Clerk:  Mr. Ebenezer Johnson to see you, sir.

Staff Officer:  Who is he? I don't know him.

Clerk:  He says he's had a letter from you.

Staff Officer:  Show him in.

Enter Mr. Ebenezer Johnson, attired in draught-board pattern trousers, black tail-coat, fancy waistcoat, yellow tie, green socks and patent leather shoes, carrying straw hat in one hand, letter in the other. "I am Mr. Ebenezer Johnson," he announces in a tone which, combined with his manner of walking over to the table, suggests that the Panama works are at a standstill, and that the staff officer has been eagerly waiting for him to appear and announce his readiness to proceed at once to the Isthmus to set things moving there.

A very little experience on the Isthmus taught the Americans that it would be hopeless to attempt to carry through their enterprise solely with negro labour. The black man, considering himself indispensable, was idle and uppish. The authorities decided to send to Spain and Italy for labourers. White labourers were attracted by the terms offered them, and went to the Canal Zone. Spanish and Italian gangs were put to work side by side with negro gangs. The black man soon discovered that the white man was advising his friends at home to come to Panama; also, the black man began to realize how much work he must do in a day if he did not want to lose his job.

In addition to coping with the unhealthy condition of the Isthmus, solving the housing problem, and recruiting a labour force, the preliminary work of the Commission included:

The transference to the Isthmus of construction plant, consisting of steam shovels, locomotives, cars, pile-drivers, cranes, dredges, steamboats, barges, etc., etc.

The organization of a Commissariat Service for supplying the employees with all things necessary for their comfort and convenience.

The framing of a system of civil government for the Canal Zone, together with the establishment of courts, a police force, post offices, public works, fire stations, and suchlike civil machinery.

The increasing of the capacity of the existing railway system, by double tracking many sections of the Panama railroad, enlarging yards, and establishing communication with areas available as dumping grounds.

In short, for the purpose of carrying through the "big job" she had undertaken, America built on the Canal Zone a vast construction camp, capable of accommodating some 35,000 employees, together with the wives and families of a large proportion of the married men on the rolls; also equipped that camp, and organized for it a system of service and control calculated to make every employee a healthy, happy, loyal and efficient servant.

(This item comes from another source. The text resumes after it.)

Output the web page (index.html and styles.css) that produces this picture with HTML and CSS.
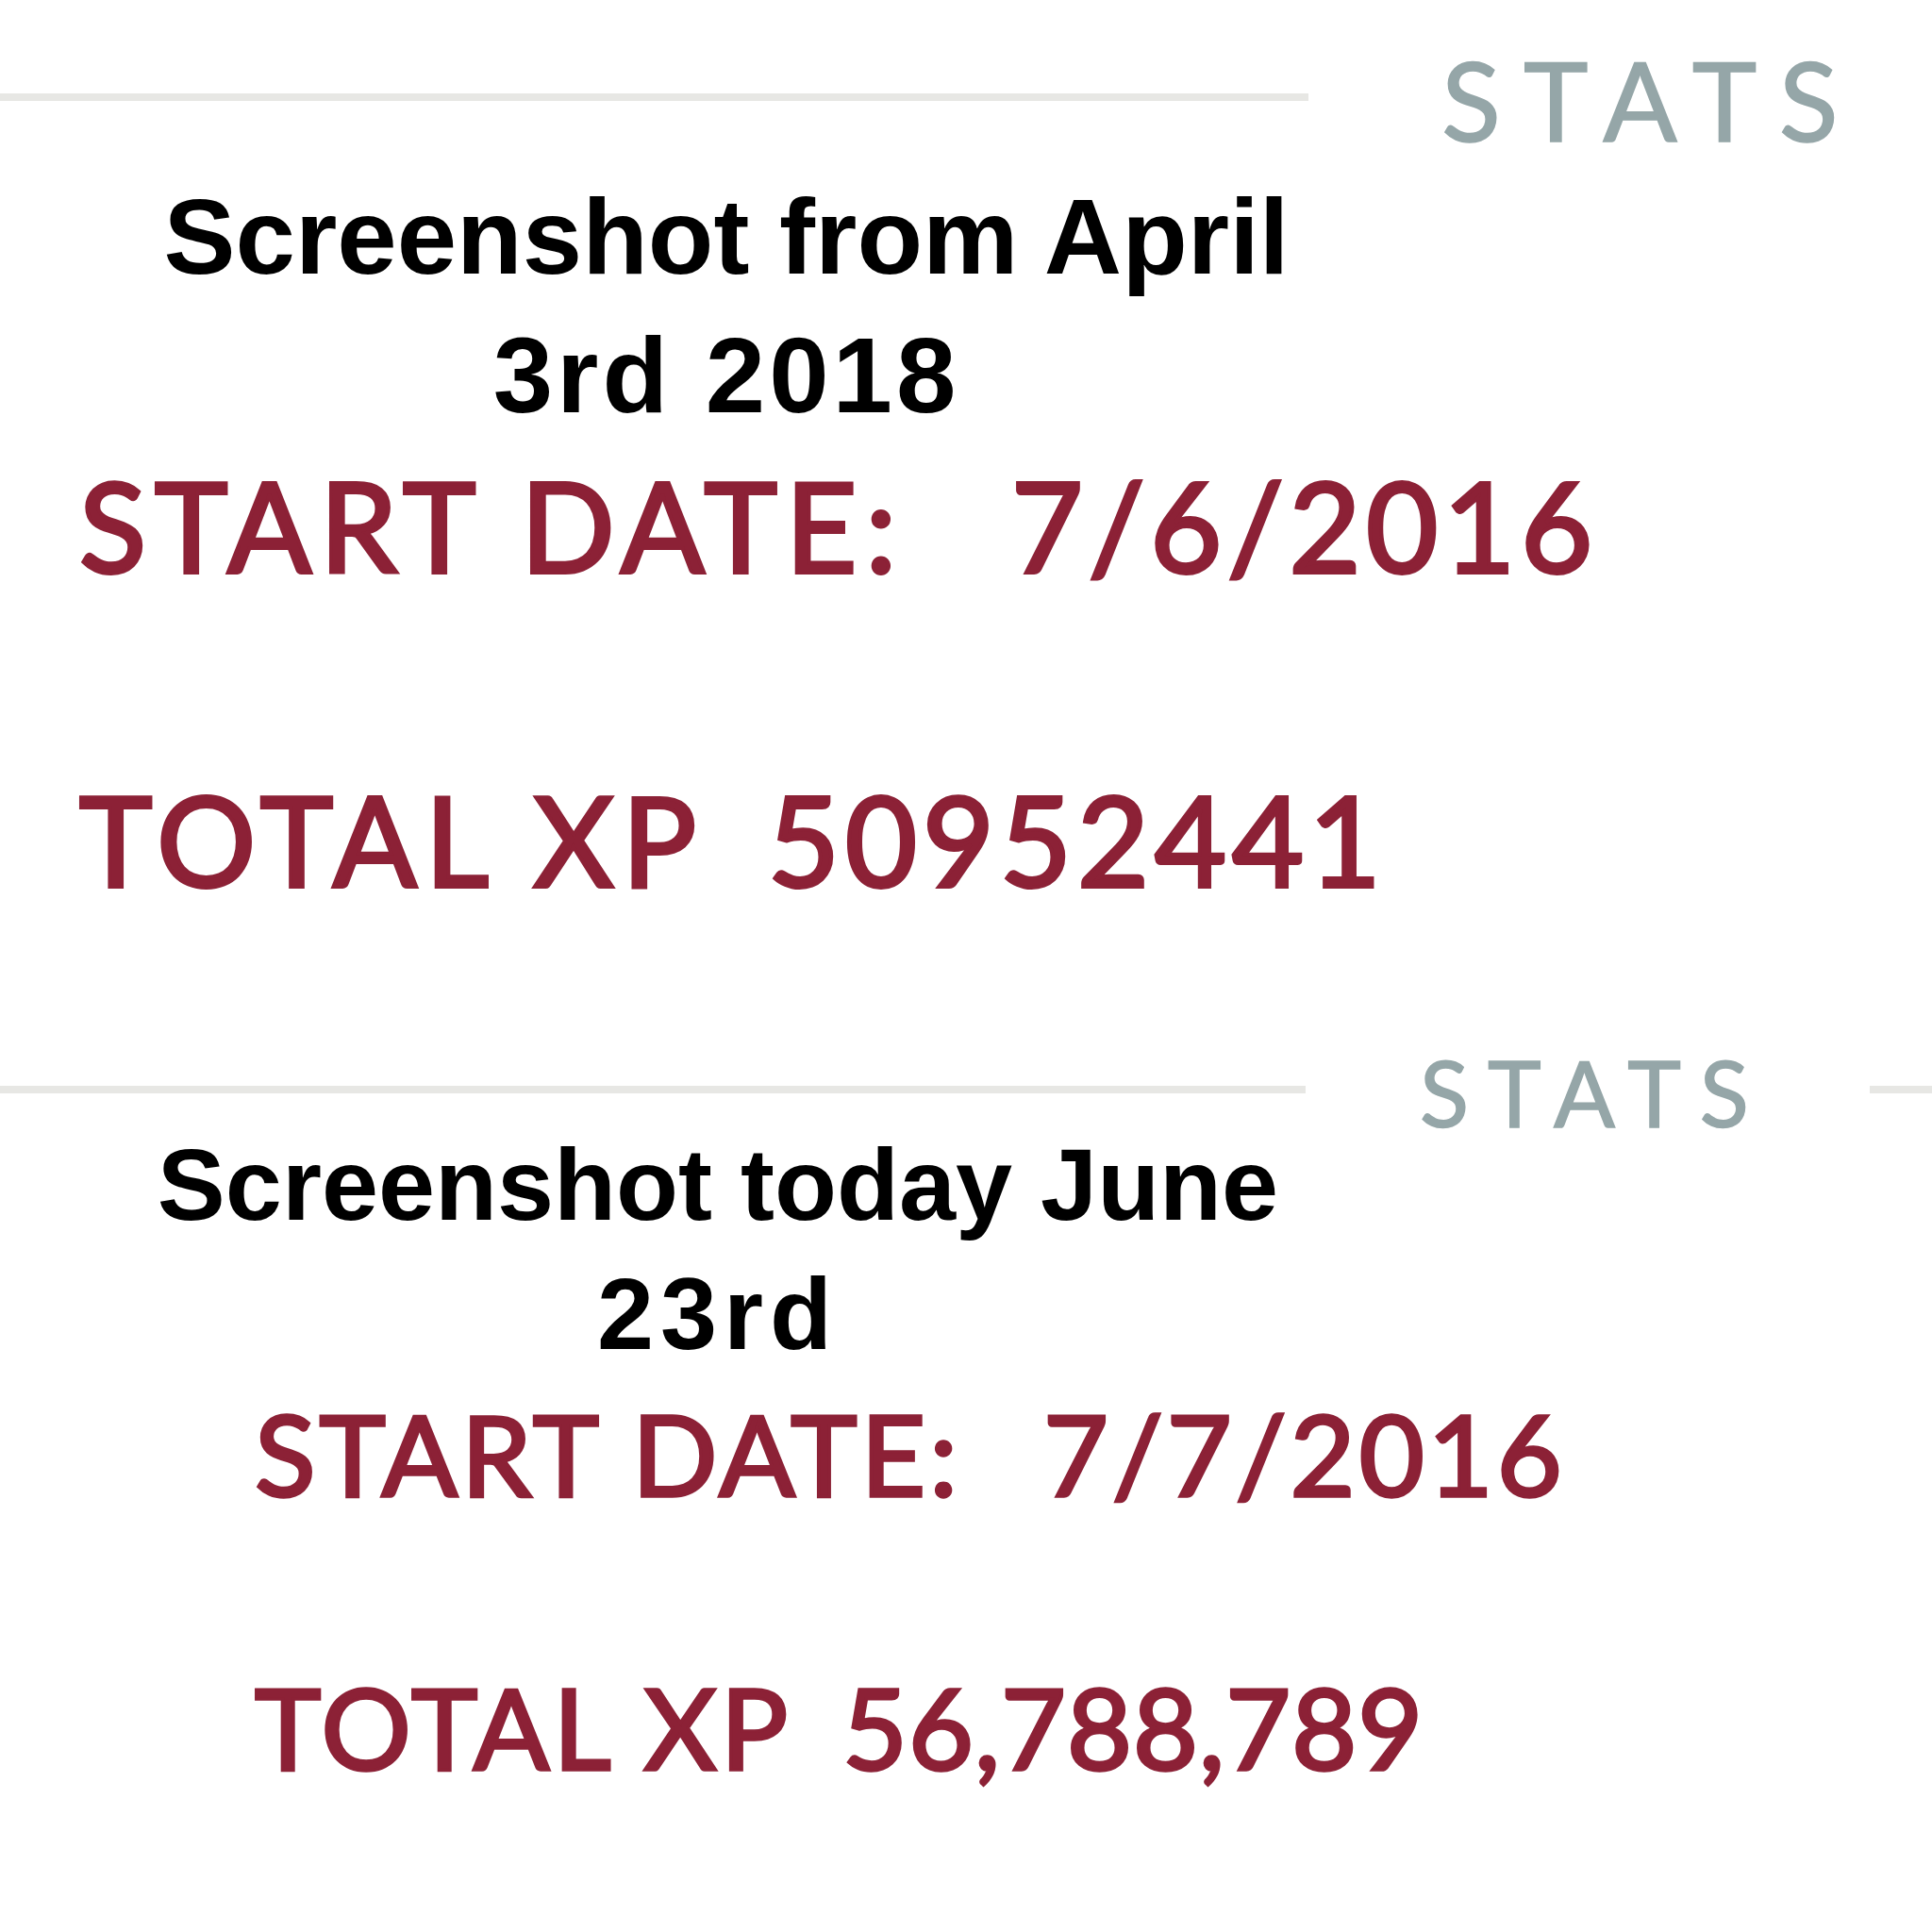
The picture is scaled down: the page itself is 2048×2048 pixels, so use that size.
FILE: index.html
```html
<!DOCTYPE html>
<html lang="en">
<head>
<meta charset="utf-8">
<title>Stats comparison</title>
<link rel="stylesheet" href="styles.css">
</head>
<body>
<main class="page">
  <section class="panel panel-old">
    <header class="stats-head">
      <span class="rule rule-left"></span>
      <h2 class="stats-title">STATS</h2>
    </header>
    <p class="note">Screenshot from April<br><span class="note-date">3rd 2018</span></p>
    <div class="stat stat-date"><span class="label">START DATE:</span><span class="value">7/6/2016</span></div>
    <div class="stat stat-xp"><span class="label">TOTAL XP</span><span class="value">50952441</span></div>
  </section>
  <section class="panel panel-new">
    <header class="stats-head">
      <span class="rule rule-left"></span>
      <h2 class="stats-title">STATS</h2>
      <span class="rule rule-right"></span>
    </header>
    <p class="note">Screenshot today June<br><span class="note-date">23rd</span></p>
    <div class="stat stat-date"><span class="label">START DATE:</span><span class="value">7/7/2016</span></div>
    <div class="stat stat-xp"><span class="label">TOTAL XP</span><span class="value">56,788,789</span></div>
  </section>
</main>
</body>
</html>
```
FILE: styles.css
```css
html, body {
  margin: 0;
  padding: 0;
  background: #ffffff;
}

.page {
  width: 2048px;
  height: 2048px;
  overflow: hidden;
  font-family: Lato, "Noto Sans", sans-serif;
}

.panel {
  display: flex;
  flex-direction: column;
}

/* header row with rule + STATS */
.stats-head {
  display: flex;
  align-items: center;
  margin: 0;
}

.rule {
  display: block;
  height: 8px;
  background: #e7e7e4;
  margin-bottom: 6px;
}

.stats-title {
  margin: 0;
  font-family: Lato, sans-serif;
  font-weight: 400;
  color: #95a6a8;
  line-height: 1;
  -webkit-text-stroke: 1.5px #95a6a8;
}

/* annotation text */
.note {
  margin: 0;
  font-family: "Liberation Sans", Arial, sans-serif;
  font-weight: 700;
  color: #000000;
  text-align: center;
}

/* stat rows */
.stat {
  display: flex;
  color: #8c2136;
  font-family: Lato, sans-serif;
  font-weight: 400;
  line-height: 1;
  white-space: nowrap;
  -webkit-text-stroke: 4px #8c2136;
}

.stat .label {
  flex: none;
}

/* ---------- first panel ---------- */
.panel-old .stats-head {
  margin-top: 49px;
  height: 114px;
}
.panel-old .rule-left {
  width: 1387px;
}
.panel-old .stats-title {
  margin-left: 141px;
  font-size: 116px;
  letter-spacing: 24px;
}
.panel-old .note {
  width: 1540px;
  margin-top: 14px;
  font-size: 114px;
  line-height: 147px;
}
.panel-old .note-date {
  letter-spacing: 4px;
}
.panel-old .stat {
  padding-left: 84px;
  font-size: 131px;
}
.panel-old .stat .label {
  letter-spacing: 9px;
}
.panel-old .stat .value {
  letter-spacing: 6px;
}
.panel-old .stat-date {
  margin-top: 20px;
}
.panel-old .stat-date .label {
  width: 988px;
}
.panel-old .stat-xp {
  margin-top: 202px;
}
.panel-old .stat-xp .label {
  width: 730px;
}

/* ---------- second panel ---------- */
.panel-new .stats-head {
  margin-top: 155px;
  height: 96px;
}
.panel-new .rule-left {
  width: 1384px;
}
.panel-new .stats-title {
  margin-left: 121px;
  font-size: 96px;
  letter-spacing: 20px;
}
.panel-new .rule-right {
  flex: 1;
  margin-left: 108px;
}
.panel-new .note {
  width: 1522px;
  margin-top: -19px;
  font-size: 108px;
  line-height: 137px;
}
.panel-new .note-date {
  letter-spacing: 7px;
}
.panel-new .stat {
  padding-left: 270px;
  font-size: 119px;
  -webkit-text-stroke: 3.5px #8c2136;
}
.panel-new .stat .label {
  letter-spacing: 4px;
}
.panel-new .stat-date .value {
  letter-spacing: 4px;
}
.panel-new .stat-xp .value {
  letter-spacing: 1px;
}
.panel-new .stat-date {
  margin-top: 20px;
}
.panel-new .stat-date .label {
  width: 836px;
}
.panel-new .stat-xp {
  margin-top: 171px;
}
.panel-new .stat-xp .label {
  width: 623px;
}
```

For the period of the "big job," the form of government devised for the Canal Zone by the democratic United States was autocratic. Owing to the acquisition by the United States of the Panama railroad, and the care, springing from a keen commercial instinct, which the American Government as boss of the "big job," took to see that its employees were well housed and properly fed, by itself housing them free and feeding them at "cost price," some people have called the Canal Zone system of government "socialism." That description of the method by which the Zone community was ruled is contradicted by the fact that the employees had no vote, no say in the way they should or should not be ruled.

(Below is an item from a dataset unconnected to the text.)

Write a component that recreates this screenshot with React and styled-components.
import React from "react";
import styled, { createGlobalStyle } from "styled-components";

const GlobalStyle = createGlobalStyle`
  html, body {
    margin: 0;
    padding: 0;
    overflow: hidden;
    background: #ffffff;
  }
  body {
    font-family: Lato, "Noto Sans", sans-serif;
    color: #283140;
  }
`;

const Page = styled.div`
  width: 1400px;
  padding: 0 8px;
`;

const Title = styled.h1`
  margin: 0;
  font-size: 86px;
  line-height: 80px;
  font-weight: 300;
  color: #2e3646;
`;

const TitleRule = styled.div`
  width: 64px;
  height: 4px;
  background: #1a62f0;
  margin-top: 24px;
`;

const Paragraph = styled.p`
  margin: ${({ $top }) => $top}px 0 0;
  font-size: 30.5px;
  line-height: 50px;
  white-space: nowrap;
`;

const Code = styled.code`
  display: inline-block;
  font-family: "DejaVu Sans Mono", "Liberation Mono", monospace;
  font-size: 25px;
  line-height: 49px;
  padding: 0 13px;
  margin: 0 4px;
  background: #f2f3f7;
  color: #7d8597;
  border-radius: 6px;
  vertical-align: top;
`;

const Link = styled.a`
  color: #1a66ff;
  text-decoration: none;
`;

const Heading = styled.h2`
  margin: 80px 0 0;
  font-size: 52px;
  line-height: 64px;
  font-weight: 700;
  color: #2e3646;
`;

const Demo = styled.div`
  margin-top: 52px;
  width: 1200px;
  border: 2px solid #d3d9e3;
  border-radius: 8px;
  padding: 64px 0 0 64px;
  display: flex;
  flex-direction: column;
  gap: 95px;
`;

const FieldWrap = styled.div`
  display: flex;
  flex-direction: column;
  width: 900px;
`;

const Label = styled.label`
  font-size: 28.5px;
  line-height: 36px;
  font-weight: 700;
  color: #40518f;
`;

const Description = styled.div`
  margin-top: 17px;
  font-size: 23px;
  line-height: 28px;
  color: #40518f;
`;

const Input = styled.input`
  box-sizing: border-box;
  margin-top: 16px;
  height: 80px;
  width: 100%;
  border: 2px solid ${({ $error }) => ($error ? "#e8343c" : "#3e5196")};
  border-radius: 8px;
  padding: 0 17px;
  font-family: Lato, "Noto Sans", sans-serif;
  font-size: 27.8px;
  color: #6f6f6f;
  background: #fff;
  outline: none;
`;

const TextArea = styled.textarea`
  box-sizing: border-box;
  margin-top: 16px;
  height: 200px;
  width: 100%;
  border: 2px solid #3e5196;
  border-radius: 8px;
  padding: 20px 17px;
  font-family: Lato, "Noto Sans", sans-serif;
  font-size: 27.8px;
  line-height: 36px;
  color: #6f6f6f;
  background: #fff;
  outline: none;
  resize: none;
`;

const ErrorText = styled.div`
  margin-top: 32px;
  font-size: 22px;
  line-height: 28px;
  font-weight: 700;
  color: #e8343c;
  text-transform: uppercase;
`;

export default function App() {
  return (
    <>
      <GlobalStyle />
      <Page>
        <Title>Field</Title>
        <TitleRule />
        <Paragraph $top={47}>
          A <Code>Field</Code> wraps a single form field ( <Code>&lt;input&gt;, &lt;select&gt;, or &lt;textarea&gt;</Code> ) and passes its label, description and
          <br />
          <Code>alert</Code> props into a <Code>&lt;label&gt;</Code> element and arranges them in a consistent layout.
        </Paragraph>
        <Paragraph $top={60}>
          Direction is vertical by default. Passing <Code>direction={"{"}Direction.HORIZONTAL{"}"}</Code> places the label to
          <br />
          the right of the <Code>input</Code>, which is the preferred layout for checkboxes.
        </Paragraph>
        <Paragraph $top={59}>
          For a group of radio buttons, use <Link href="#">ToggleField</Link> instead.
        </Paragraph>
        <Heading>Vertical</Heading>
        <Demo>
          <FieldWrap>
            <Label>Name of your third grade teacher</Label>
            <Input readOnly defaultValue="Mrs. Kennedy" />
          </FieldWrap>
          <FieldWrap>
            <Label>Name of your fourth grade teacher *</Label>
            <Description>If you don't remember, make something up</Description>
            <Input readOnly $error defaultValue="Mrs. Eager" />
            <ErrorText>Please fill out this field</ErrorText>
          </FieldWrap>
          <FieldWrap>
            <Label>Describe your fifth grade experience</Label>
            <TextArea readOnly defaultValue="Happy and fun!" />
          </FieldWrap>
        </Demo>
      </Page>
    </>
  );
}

Colonel George W. Goethals, the Chief Engineer of the Panama Canal, won distinction as an able and just autocrat, in addition to universal fame as a Master Engineer.

Colonel Gorgas, the popular Head of the Department of Sanitation, became world-famous as the man who transformed a death-trap region into a veritable health-resort.

Prominent among other men whose names must be put high on the Panama scroll of fame are Mr. Joseph Bucklin Bishop, Secretary of the Commission, and Dr. Claude C. Pierce, the Quarantine Officer at Colon, who was the first sanitary representative on the ground.